The matchup between the huge champ and the resilient challenger is a fascinating and intriguing one for several reasons.

First and foremost is the return of Couture. Not only did he choose to come back, but he decided to take on the biggest and baddest kid in the schoolyard.

"Everywhere I go, everybody's talking about Tim and Randy," said UFC President Dana White. "Can Randy come back from retirement? Can Randy take Tim down? Can he get inside his reach? A lot of so-called experts are saying Tim hits too hard and his reach is too big, or that Randy has a hard time with bigger guys. But I think that's what makes a great fight, how many different opinions there are. Everyone's buzzing about it."

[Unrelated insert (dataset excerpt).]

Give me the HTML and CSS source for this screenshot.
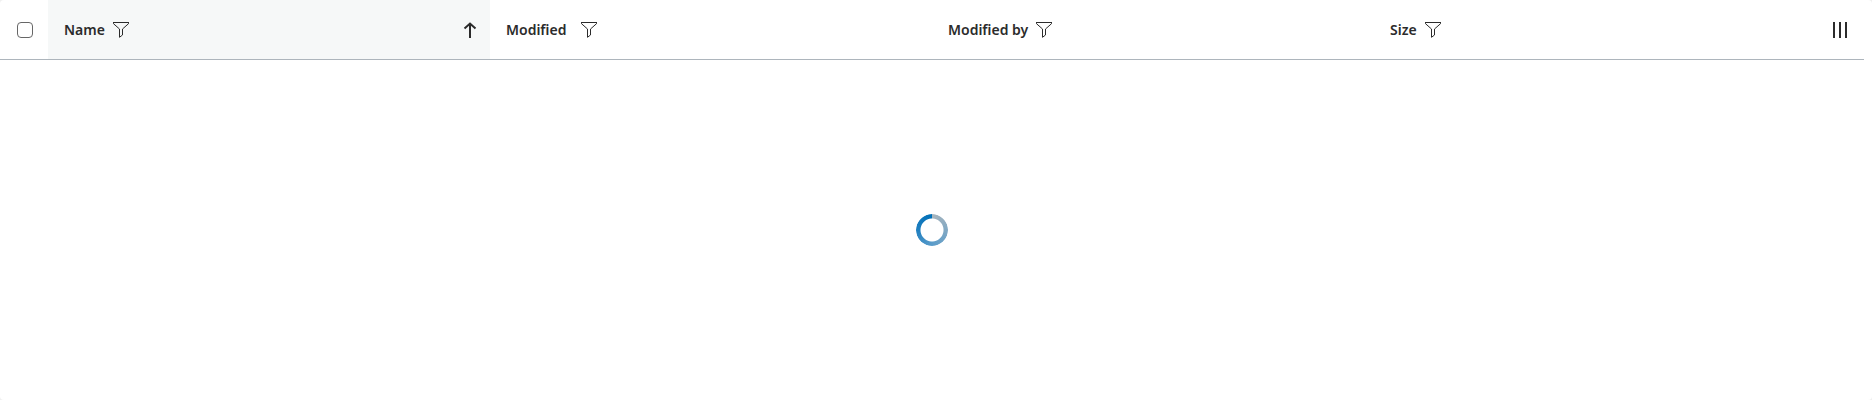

There's also an interesting back-story between the fighters. When Sylvia was a UFC heavyweight title hopeful several years ago, he trained with Couture, even staying in his house. So there is a familiarity with each other, even a friendship that will have to be wiped away from their minds when they enter the octagon.

But the mind games have been part of the lead-up to the fight, as the veteran Couture parroted the critiques of many fight fans who believe that in Sylvia's most recent fights, he hasn't shown a killer instinct, riding his long jab to conservative five-round decision victories. It's a seed Couture planted with the hopes that it will grow into full-fledged doubt. In a sport where a spectacular performance is almost as important victory itself, there remains a possibility that Sylvia could become overaggressive, deviate from his game plan and make a mistake that costs him the belt.

Even this week, with the fight so close, Couture reiterated his belief in Sylvia's conservative plan.

"I definitely feel that way," Couture said. "Especially in the Monson fight. He had Jeff in trouble on the ground. At the point, he could've stepped up and found a way to finish that fight, and be aggressive and show the same passion that put him in that belt in the first place. And I didn't see that… I thought Tim could've finished that fight."

Sylvia, meanwhile, was angered by the comments, especially since they came from someone he considers a friend. Though he restated his respect for the legend, he said Couture's comments helped him re-focus and re-energize.

"It definitely affected how I approached this fight," Sylvia says of Couture's comments. "Randy definitely lit a fire under my ---. We consider ourselves pretty good friends and the criticisms he had to say about me really burned me. I kind of take it a little personal, and I'm going out there to prove a point. And the point is to knock him out."

The fight also serves to address a minor problem for the UFC, and that is the popularity of the champ. Though Sylvia is a two-time UFC heavyweight champion and riding a six-fight winning dating back to May 2005, he seems to take on a little more criticism than other titlists. Even though he's had five KO wins among his eight UFC victories, he's won decisions in three of his last four victories. Some might say he cruised to those decision rather than fought to them.

"I think that in the fight game, it can go either way for you," White said. "People either love or hate you, but as long as they're talking about you, that's all that matters.

"I think this is a big, big fight for Tim," he continued. "Randy is one of the most popular champions we've ever had, and I think Tim going out and fighting the good fight and beating Randy would be big for him."

Sylvia is more pointed, saying, "I think this fight has the makings of me being a more popular fighter. If everything goes as planned and I beat Randy, I think I'm going to win over a lot of fans."

Defeating Couture wouldn't exactly be a coronation for Sylvia, but it would probably send more respect his way. Let's face it: if you take a look at them, you see a middle-aged ring veteran giving away six inches, 30 pounds and 12 years, and it's hard to believe he can win. But then again, this 43-year-old is no ordinary middle-ager. Couture's bucked the odds before, most memorably when he stunned Chuck Liddell in June 2003, a result hat remains Liddell's last defeat. Couture has been training with oversized heavyweights like Frank Mir and Wes Sims, learning how best to attack them and deal with their reach and bulk.

"What concerns me most about Randy? His will to win," Sylvia said. "Vitor Belfort, Randy took him down and smashed him. Chuck Liddell, he did the same thing. Randy always finds a way to win. He's an awesome competitor and his wrestling is off the charts, so I'm concerned about his will to win and his wrestling."

Ever the champion, he's confident in his approach, his game plan and the result that will follow.

So confident that after forty minutes of questioning, he feels good enough to address the shadow, the man who's waiting in the wings to challenge for the belt.

"If you're talking about Mirko Cro Cop, I see holes in his game, I think he's beatable, but Randy's first," he says. "If everything goes right and I beat Randy, I definitely need to prove myself to the rest of the world. [Unofficial internet rankings] have Cro Cop ranked No. 2 and me No. 5, so me going out there and knocking him out is going to bump me up."

"Those ranking are BS anyway," White interjected. "Just a bunch of internet knuckleheads."

"It still irritates me," Sylvia said. "But maybe someday we can have a fight with [current PRIDE champion] Fedor [Emelianenko] and I."

But for now, this fight is about two men, once training partners, still friends, who must put aside their pasts at the octagon door for one common goal. Couture has been the ultimate underdog throughout his career, which seems perfect in this match. To get back to the top, he literally has to beat a giant.